The Corporation’s research and development spending includes both company and customer funded programs. Total research and development spending for the Corporation increased $227 million (10%) in 2003 to $2.6 billion and $280 million (13%) in 2002 to $2.4 billion.

 

Company funded research and development decreased $164 million (14%) in 2003 and $63 million (5%) in 2002. The 2003 decrease is primarily due to lower spending in the commercial aerospace businesses. The 2003 decrease also reflects a technology funding agreement at Pratt & Whitney Canada and lower spending on Sikorsky’s S-92 program which received U.S. Federal Aviation Administration type certification during the fourth quarter of 2002. The 2002 decrease reflects the variable nature of engineering development program schedules at Pratt & Whitney and cost reduction actions at Carrier partially offset by increased spending on Sikorsky’s S/H-92 program.
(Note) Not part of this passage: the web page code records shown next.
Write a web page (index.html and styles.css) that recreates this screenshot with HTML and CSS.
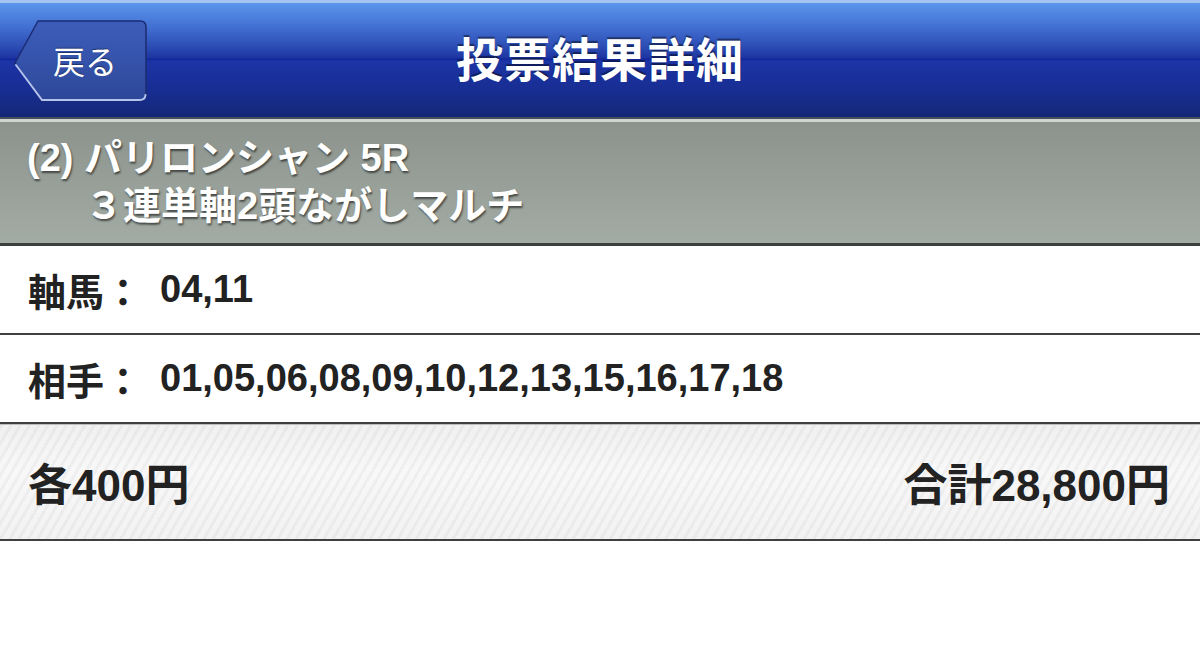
FILE: index.html
```html
<!DOCTYPE html>
<html>
<head>
  <meta charset="utf-8">
  <title>投票結果詳細</title>
  <link rel="stylesheet" href="styles.css">
</head>
<body>
  <div class="navbar">
    <a class="back-button" href="#">
      <svg class="back-shape" width="138" height="84" viewBox="0 0 138 84">
        <defs>
          <linearGradient id="backFill" x1="0" y1="0" x2="0" y2="1">
            <stop offset="0" stop-color="#3d5dba"/>
            <stop offset="0.5" stop-color="#3553aa"/>
            <stop offset="1" stop-color="#2d4796"/>
          </linearGradient>
        </defs>
        <path d="M4 44 L27 2 L129 2 Q135 2 135 8 L135 76 Q135 82 129 82 L31 82 Z"
              fill="url(#backFill)" stroke="#1b2b72" stroke-width="1.5" stroke-linejoin="round"/>
        <path d="M5 46 L31 81 L129 81 Q134 81 134.5 76"
              fill="none" stroke="#b4c2ee" stroke-width="2" stroke-linecap="round"/>
      </svg>
      <span class="back-label">戻る</span>
    </a>
    <h1 class="title">投票結果詳細</h1>
  </div>

  <div class="race-info">
    <div class="race-name">(2) パリロンシャン 5R</div>
    <div class="bet-type">３連単軸2頭ながしマルチ</div>
  </div>

  <div class="bet-row">
    <span class="bet-label">軸馬：</span>
    <span class="bet-value">04,11</span>
  </div>
  <div class="bet-row">
    <span class="bet-label">相手：</span>
    <span class="bet-value">01,05,06,08,09,10,12,13,15,16,17,18</span>
  </div>

  <div class="total-row">
    <span>各400円</span>
    <span>合計28,800円</span>
  </div>
</body>
</html>
```

FILE: styles.css
```css
body {
  margin: 0;
  background-color: #fff;
  font-family: "Liberation Sans", "Noto Sans CJK JP", sans-serif;
}

.navbar {
  position: relative;
  height: 114px;
  display: flex;
  align-items: center;
  justify-content: center;
  border-top: 3px solid #a4c4f2;
  border-bottom: 2px solid #46505a;
  background: linear-gradient(to bottom,
    #5b96eb 0px,
    #4676d8 20px,
    #2c4cb4 44px,
    #1d34a0 55px,
    #10249a 56px,
    #1c34a6 58px,
    #182e94 85px,
    #142876 114px);
}

.back-button {
  position: absolute;
  left: 11px;
  top: 16px;
  width: 138px;
  height: 84px;
  display: flex;
  align-items: center;
  text-decoration: none;
}

.back-shape {
  position: absolute;
  left: 0;
  top: 0;
}

.back-label {
  position: relative;
  margin-left: 42px;
  margin-bottom: 3px;
  color: #fff;
  font-size: 32px;
  font-family: "Noto Sans CJK JP", sans-serif;
  text-shadow: 0 -1px 1px rgba(0, 0, 0, 0.4);
}

.title {
  margin: 0 0 8px;
  color: #fff;
  font-size: 47px;
  font-weight: bold;
  letter-spacing: 1px;
  text-shadow: 0 -2px 1px rgba(0, 0, 0, 0.45);
}

.race-info {
  padding: 12px 27px 13px;
  border-top: 3px solid #d2d6d2;
  border-bottom: 3px solid #3c403c;
  background: linear-gradient(to bottom, #8b938c, #a3aba5);
  color: #fff;
  font-size: 38px;
  font-weight: bold;
  line-height: 48px;
  text-shadow: 1px 2px 2px rgba(0, 0, 0, 0.55);
}

.bet-type {
  padding-left: 58px;
}

.bet-row {
  height: 87px;
  display: flex;
  align-items: center;
  padding-left: 28px;
  border-bottom: 2px solid #3f3f3f;
  color: #222;
  font-size: 38px;
  font-weight: bold;
}

.bet-value {
  margin-left: 18px;
}

.total-row {
  height: 114px;
  display: flex;
  align-items: center;
  justify-content: space-between;
  padding: 0 30px 0 28px;
  border-top: 1px solid #bdbdbd;
  border-bottom: 2px solid #3f3f3f;
  background:
    repeating-linear-gradient(120deg, rgba(0, 0, 0, 0.035) 0 3px, rgba(0, 0, 0, 0) 3px 8px),
    linear-gradient(to bottom, #f0f0f0, #f8f8f8 40%, #f2f2f2);
  color: #222;
  font-size: 44px;
  font-weight: bold;
}
```
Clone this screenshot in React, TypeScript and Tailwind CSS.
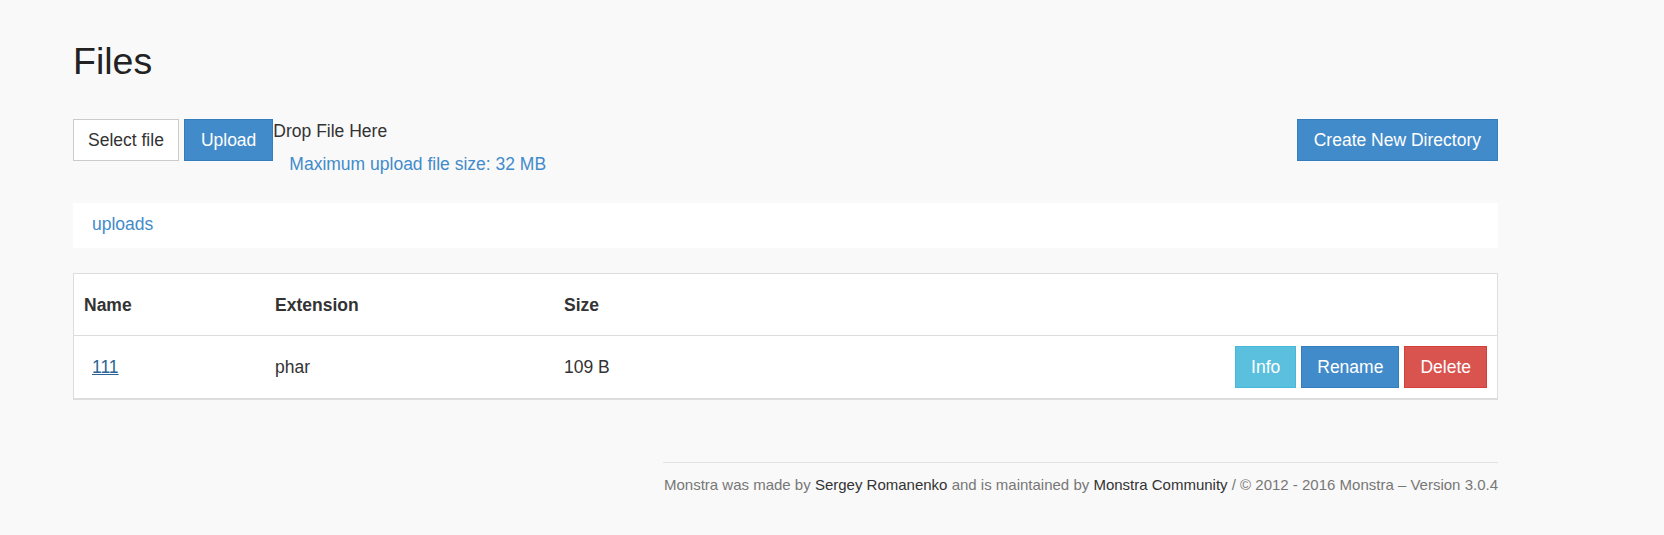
import React from 'react';

const files = [{ name: '111', ext: 'phar', size: '109 B' }];

function Btn({ children, className }: { children: React.ReactNode; className: string }) {
  return (
    <button className={`inline-flex h-[42px] items-center border text-[17.5px] leading-[24px] ${className}`}>
      {children}
    </button>
  );
}

export default function App() {
  return (
    <div
      className="min-h-[535px] bg-[#f9f9f9] pt-[41px] text-[#333]"
      style={{ fontFamily: '"Liberation Sans", Arial, sans-serif' }}
    >
      <div className="ml-[73px] w-[1425px]">
        <h1 className="text-[37.5px] leading-[40px] text-[#222]">Files</h1>

        {/* upload bar */}
        <div className="mt-[38px] flex items-start justify-between">
          <div className="flex items-start">
            <Btn className="h-[41px] border-[#ccc] bg-white px-[14px] text-[#333]">Select file</Btn>
            <Btn className="ml-[5px] h-[41px] border-[#357ebd] bg-[#428bca] px-4 text-white">Upload</Btn>
            <div className="text-[17.5px] leading-[24px]">
              <div>Drop File Here</div>
              <div className="mt-[9px] pl-4 text-[#428bca]">Maximum upload file size: 32 MB</div>
            </div>
          </div>
          <Btn className="border-[#357ebd] bg-[#428bca] px-4 text-white">Create New Directory</Btn>
        </div>

        {/* breadcrumb */}
        <div className="mt-[27px] h-[45px] bg-white pl-[19px] pt-[9px] text-[17.5px] leading-[24px]">
          <a className="text-[#428bca]">uploads</a>
        </div>

        {/* file table */}
        <div className="mt-[25px] border border-b-2 border-[#ddd] bg-white text-[17.5px] leading-[24px]">
          <div className="flex h-[62px] items-center border-b border-[#ddd] font-bold">
            <div className="w-[191px] pl-[10px]">Name</div>
            <div className="w-[289px] pl-[10px]">Extension</div>
            <div className="flex-1 pl-[10px]">Size</div>
          </div>
          {files.map((f) => (
            <div key={f.name} className="flex h-[62px] items-center">
              <div className="w-[191px] pl-[10px]">
                <a className="ml-2 text-[#2a6496] underline">{f.name}</a>
              </div>
              <div className="w-[289px] pl-[10px]">{f.ext}</div>
              <div className="flex-1 pl-[10px]">{f.size}</div>
              <div className="flex gap-[5px] pr-[10px]">
                <Btn className="border-[#46b8da] bg-[#5bc0de] px-[15px] text-white">Info</Btn>
                <Btn className="border-[#357ebd] bg-[#428bca] px-[15px] text-white">Rename</Btn>
                <Btn className="border-[#d43f3a] bg-[#d9534f] px-[15px] text-white">Delete</Btn>
              </div>
            </div>
          ))}
        </div>

        {/* footer */}
        <div className="ml-auto mt-[62px] w-[835px] border-t border-[#e3e3e3] pt-[11px] text-right text-[15px] leading-[21px] text-[#777]">
          Monstra was made by <a className="text-[#333]">Sergey Romanenko</a> and is maintained by{' '}
          <a className="text-[#333]">Monstra Community</a> / © 2012 - 2016 Monstra – Version 3.0.4
        </div>
      </div>
    </div>
  );
}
Company funded research and development spending is subject to the variable nature of program development schedules. Company funded research and development spending in 2004 is expected to increase approximately $100 million over 2003 levels.

 

In addition to company funded programs, customer funded research and development was $1,580 million in 2003, $1,189 million in 2002, and $846 million in 2001. The 2003 and 2002 increases of $391 million and $343 million, respectively, are primarily attributable to the Corporation’s Joint Strike Fighter program.

 

IN MILLIONS OF DOLLARS


   2003

    2002

    2001

 

Selling, general and administrative

   $ 3,654     $ 3,203     $ 3,323  

Percent of sales

     11.9 %     11.4 %     12.1 %

 

Selling, general and administrative expenses as a percentage of sales increased five-tenths of a percent in 2003 and decreased seven-tenths of a percent in 2002. The 2003 increase was due primarily to the July 2003 acquisition of Chubb partially offset by $50 million lower restructuring charges in 2003. The 2002 decrease reflects the benefits of cost reduction actions, primarily at Carrier, and $43 million lower restructuring charges in 2002, when compared to 2001.